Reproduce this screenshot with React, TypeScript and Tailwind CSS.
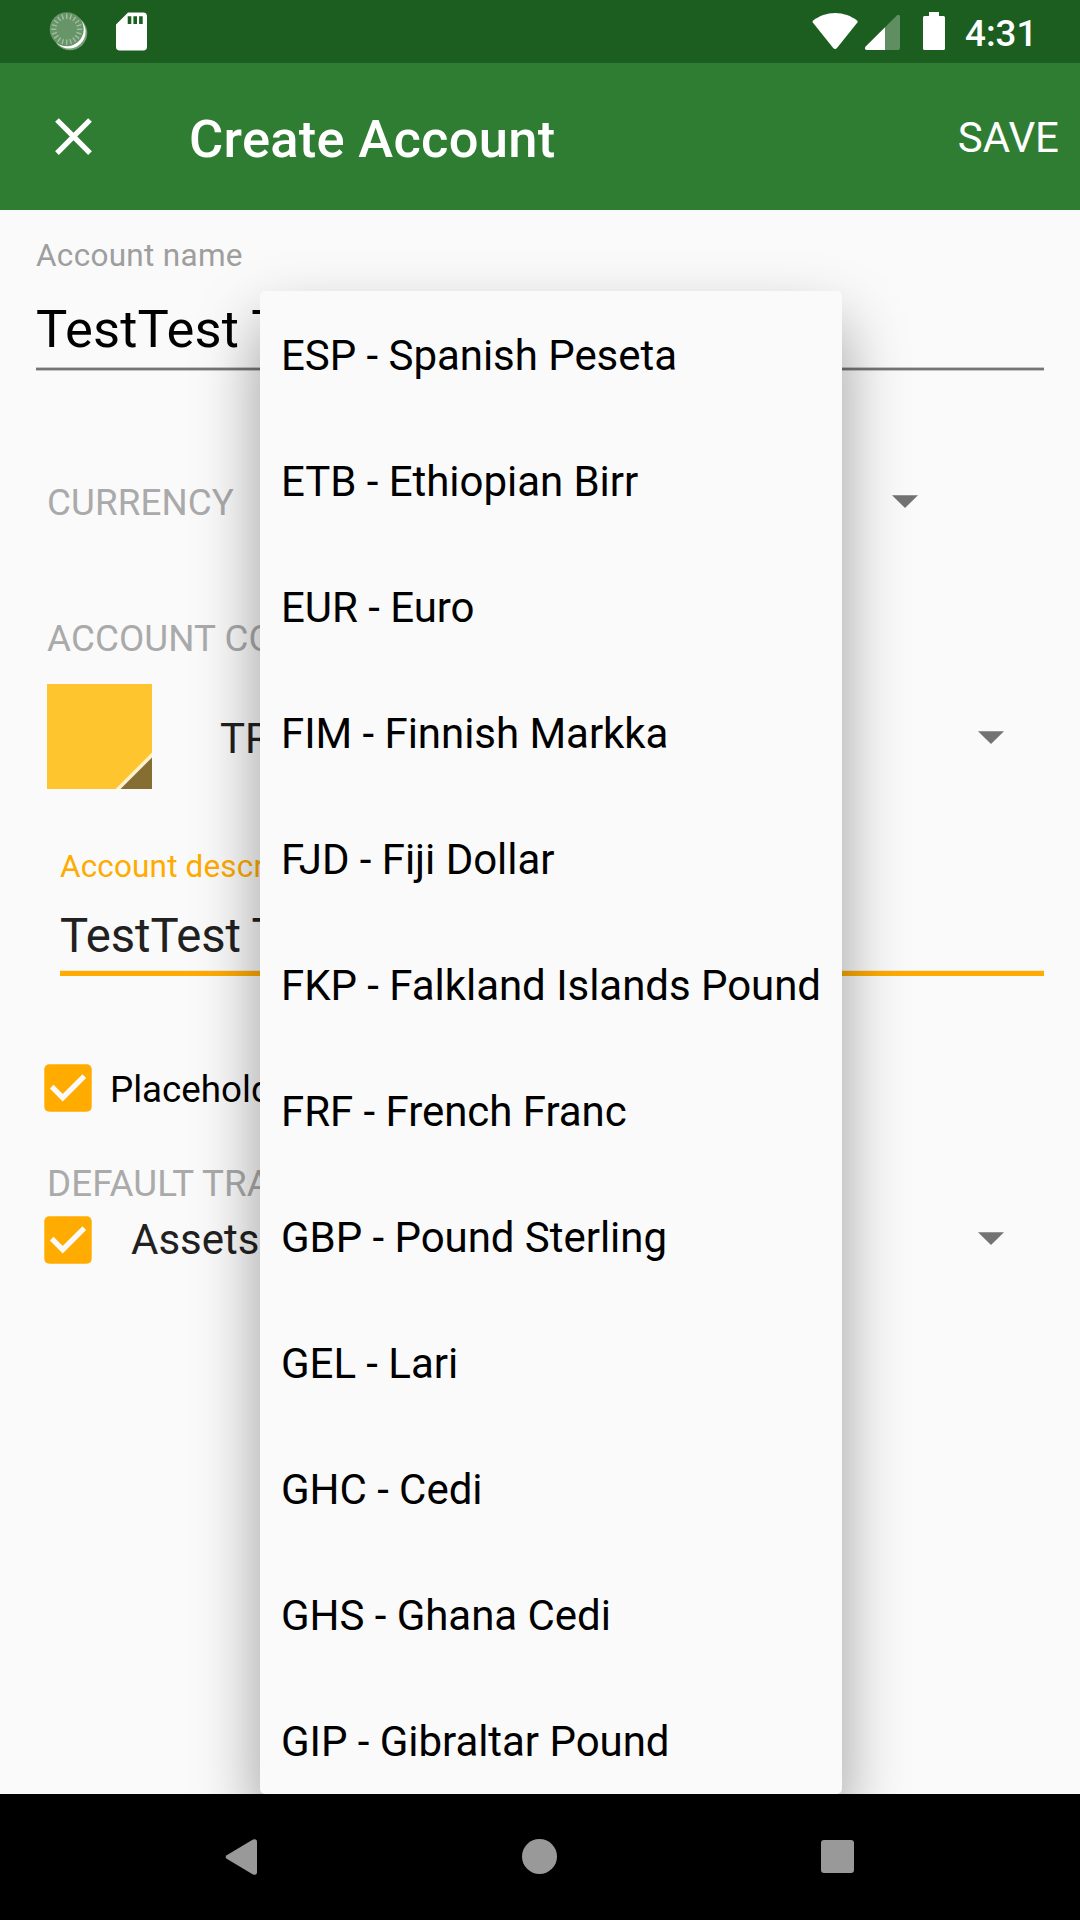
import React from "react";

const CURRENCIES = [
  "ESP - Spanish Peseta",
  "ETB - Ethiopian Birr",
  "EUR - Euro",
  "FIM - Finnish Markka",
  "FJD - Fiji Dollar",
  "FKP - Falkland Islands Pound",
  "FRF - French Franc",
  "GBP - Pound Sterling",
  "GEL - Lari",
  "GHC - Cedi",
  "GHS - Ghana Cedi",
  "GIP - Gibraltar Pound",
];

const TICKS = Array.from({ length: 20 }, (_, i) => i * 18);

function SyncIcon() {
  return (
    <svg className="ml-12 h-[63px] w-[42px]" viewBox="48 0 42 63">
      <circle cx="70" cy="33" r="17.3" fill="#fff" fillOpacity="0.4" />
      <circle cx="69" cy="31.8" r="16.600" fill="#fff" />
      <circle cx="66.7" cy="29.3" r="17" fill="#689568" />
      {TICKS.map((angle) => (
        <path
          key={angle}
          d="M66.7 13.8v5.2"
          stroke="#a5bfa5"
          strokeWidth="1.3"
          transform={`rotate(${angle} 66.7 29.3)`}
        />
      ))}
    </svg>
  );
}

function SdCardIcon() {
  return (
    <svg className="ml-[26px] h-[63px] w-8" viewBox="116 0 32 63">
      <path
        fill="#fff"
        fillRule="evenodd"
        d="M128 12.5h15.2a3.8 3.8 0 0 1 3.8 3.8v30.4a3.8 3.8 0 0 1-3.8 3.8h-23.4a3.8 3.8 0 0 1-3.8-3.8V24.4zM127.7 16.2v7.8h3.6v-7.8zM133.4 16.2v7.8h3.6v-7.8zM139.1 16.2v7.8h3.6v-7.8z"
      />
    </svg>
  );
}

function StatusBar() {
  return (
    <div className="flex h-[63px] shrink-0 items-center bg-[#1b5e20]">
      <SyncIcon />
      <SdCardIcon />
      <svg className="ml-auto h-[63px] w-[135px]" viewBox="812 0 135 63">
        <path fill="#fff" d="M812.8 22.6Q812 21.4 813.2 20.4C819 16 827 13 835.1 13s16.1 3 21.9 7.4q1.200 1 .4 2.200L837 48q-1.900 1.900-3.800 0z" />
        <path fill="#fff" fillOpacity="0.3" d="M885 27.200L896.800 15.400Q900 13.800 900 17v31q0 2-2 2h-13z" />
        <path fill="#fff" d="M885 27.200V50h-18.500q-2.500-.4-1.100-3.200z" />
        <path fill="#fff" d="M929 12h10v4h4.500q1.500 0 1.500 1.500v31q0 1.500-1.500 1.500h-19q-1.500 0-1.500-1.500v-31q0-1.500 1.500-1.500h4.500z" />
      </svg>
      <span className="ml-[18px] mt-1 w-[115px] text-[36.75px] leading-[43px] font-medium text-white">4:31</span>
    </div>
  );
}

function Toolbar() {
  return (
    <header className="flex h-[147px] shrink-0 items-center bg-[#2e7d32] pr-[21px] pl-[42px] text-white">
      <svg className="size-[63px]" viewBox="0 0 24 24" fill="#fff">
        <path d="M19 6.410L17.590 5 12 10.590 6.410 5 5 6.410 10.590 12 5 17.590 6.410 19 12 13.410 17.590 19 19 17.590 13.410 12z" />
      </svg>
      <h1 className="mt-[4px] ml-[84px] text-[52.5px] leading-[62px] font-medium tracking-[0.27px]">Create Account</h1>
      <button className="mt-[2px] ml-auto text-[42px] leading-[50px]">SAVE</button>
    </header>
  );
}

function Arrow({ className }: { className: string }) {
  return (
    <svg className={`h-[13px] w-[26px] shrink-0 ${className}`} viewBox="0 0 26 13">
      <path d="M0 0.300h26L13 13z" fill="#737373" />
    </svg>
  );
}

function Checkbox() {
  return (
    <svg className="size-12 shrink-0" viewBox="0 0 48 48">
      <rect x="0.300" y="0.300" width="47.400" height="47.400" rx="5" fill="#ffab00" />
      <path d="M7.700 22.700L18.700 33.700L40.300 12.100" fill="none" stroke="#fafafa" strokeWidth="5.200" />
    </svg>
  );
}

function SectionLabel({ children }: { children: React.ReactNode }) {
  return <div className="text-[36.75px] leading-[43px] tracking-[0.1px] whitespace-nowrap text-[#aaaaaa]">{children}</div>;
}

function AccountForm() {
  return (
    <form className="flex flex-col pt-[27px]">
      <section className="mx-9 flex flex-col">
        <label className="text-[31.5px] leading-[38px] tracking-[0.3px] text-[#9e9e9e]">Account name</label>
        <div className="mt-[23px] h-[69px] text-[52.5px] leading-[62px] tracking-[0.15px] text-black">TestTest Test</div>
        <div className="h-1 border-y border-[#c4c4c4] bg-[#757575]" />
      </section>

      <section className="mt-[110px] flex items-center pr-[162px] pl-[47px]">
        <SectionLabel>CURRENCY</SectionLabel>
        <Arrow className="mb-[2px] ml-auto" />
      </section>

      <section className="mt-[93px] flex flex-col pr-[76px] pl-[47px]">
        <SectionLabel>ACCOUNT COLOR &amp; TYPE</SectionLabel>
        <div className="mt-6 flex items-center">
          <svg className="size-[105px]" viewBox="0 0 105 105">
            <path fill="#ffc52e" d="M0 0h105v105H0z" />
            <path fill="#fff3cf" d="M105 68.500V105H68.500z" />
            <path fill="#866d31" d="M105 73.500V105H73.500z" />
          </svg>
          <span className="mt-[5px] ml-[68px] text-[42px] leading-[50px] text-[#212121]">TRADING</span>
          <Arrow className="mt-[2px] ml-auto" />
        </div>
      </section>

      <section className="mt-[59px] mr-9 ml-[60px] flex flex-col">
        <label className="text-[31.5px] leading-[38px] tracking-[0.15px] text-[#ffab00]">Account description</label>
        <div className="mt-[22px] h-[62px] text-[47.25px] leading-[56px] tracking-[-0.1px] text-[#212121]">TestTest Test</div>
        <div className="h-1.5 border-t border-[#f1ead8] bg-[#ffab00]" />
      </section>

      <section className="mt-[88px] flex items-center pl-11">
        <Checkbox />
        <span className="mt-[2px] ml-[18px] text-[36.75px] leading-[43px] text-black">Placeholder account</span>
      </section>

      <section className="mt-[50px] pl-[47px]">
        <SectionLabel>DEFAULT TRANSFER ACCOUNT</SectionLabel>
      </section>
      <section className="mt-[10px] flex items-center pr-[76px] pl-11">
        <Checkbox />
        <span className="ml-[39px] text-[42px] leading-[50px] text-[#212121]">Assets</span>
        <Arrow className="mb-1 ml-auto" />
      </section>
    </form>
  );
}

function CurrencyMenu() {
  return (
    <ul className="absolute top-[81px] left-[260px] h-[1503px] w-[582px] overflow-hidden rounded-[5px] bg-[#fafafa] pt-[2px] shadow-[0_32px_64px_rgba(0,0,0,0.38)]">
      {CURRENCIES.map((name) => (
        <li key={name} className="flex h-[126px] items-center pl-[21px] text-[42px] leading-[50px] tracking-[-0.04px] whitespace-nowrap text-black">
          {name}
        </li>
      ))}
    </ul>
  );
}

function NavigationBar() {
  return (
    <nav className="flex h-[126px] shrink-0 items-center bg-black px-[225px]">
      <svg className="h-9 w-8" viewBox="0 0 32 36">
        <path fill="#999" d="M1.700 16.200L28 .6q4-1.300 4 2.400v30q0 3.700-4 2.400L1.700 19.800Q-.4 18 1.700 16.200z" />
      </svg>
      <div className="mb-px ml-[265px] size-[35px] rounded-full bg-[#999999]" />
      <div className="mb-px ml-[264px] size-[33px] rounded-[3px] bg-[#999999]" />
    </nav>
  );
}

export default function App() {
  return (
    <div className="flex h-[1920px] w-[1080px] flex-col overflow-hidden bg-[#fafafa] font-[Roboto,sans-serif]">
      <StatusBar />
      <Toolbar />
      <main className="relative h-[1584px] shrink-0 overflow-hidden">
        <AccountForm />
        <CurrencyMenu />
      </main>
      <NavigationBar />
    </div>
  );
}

********

▶ **Instructions to follow**: Each line that has the word "React" should be copied.

▶ **Exercise result**:
Reproduce this screenshot with React, TypeScript and Tailwind CSS.
import React from "react";
function SectionLabel({ children }: { children: React.ReactNode }) {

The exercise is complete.